Embers of a fabled friendship shimmer on.

Georgia O’Keeffe with cat, New Mexico, circa 1935. Photograph by John Candelario. Courtesy Palace of the Governors Photo Archives (NMHM/DCA), Neg. No. 165660.
BY KATE NELSON

In the Museum of International Folk Art, curator Laura Addison opens a nondescript flat file among aisles of others in the collections vault. From it, she pulls a delicately rendered water­color by one of the most remarkable artists of the twentieth century. It shows a columbine flower—not in the abstracted style that brought Georgia O’Keeffe fame, but as a wildflower-identification guide.

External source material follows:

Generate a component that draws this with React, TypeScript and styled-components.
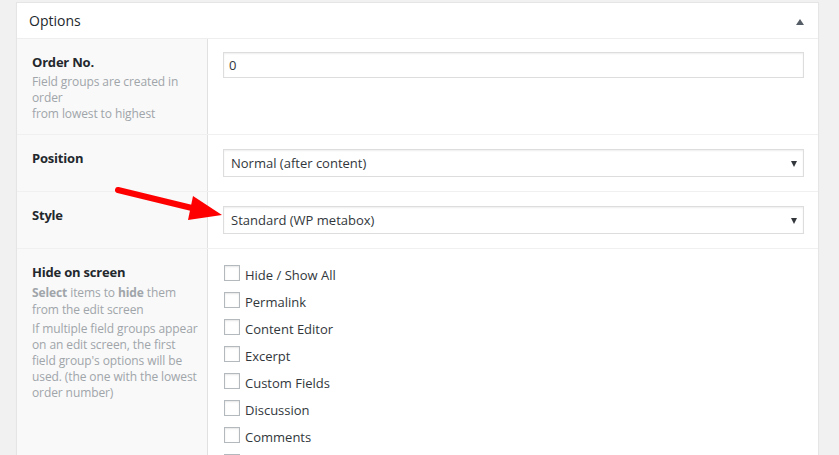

O’Keeffe made the painting in around 1950, along with one other and a drawing that Addison holds in her gloved hands. It was created for Alexander Girard’s “Italian Villa” vignette, now in the museum’s permanent exhibition, Multiple Visions: A Common Bond. The other painting similarly depicts realistic honeysuckle, lily-of-the-valley, and forget-me-not blossoms. The pencil drawing of bleeding hearts leans into the modernist interpretations of both O’Keeffe and Girard. These small papers stand as rare physical examples of that point where the visionaries’  artistic endeavors crossed into each other’s worlds. We know they were friends—O’Keeffe, Girard, and his wife, Susan. They held dinner parties, took international trips, and stayed at each other’s homes. Marshall Girard recalls, “I remember showing up at her house on many occasions, getting a glass of water, then being sent out into the garden to pull weeds. I was allowed to eat anything I wanted in the way of the vegetables she was growing.”

Tracing the tendrils of their friendship will take me from the museum’s collections vault to its upstairs library, into the Multiple Visions gallery, over to the Georgia O’Keeffe Museum’s archives, to lunch at the Compound Restaurant, into the memory banks of various curators, and even, digitally, to the Beinecke Rare Book & Manuscript Library at Yale University. There, I scrutinize letters and photographs uncovered by Jochen Eisenbrand, chief curator of Germany’s Vitra Design Museum and the wrangler behind the traveling exhibition Alexander Girard: A Designer’s Universe


Georgia O’Keeffe, Untitled (Yellow Crocus), undated. ca. 1930 –1936. Watercolor and graphite on paper, 7 5⁄8 × 4 3⁄8 inches. Gift of the Girard Foundation Collection, Museum of International Folk Art (A.1981.42.751). © Georgia O’Keeffe Museum.
Georgia O’Keeffe with cat, New Mexico, circa 1935. Photograph by John Candelario. Courtesy Palace of the Governors Photo Archives (NMHM/DCA), Neg. No. 165660.
This note by Georgia O'Keeffe was found in a file box Alexander Girard filled with objects related to her, and their friendship.
Alexander Girard, ca. 1980s. Photograph by Marian F. Love. Courtesy Palace of the Governors Photo Archives (NMHM/DCA), Neg. No. 102420.
Georgia O’Keeffe. Untitled (Flowers), ca. 1930–1936. Watercolor and graphite on paper, 6 3⁄4 × 5 7⁄8 inches. Gift of the Girard Foundation Collection, Museum of International Folk Art (A.1981.42.752). © Georgia O’Keeffe Museum.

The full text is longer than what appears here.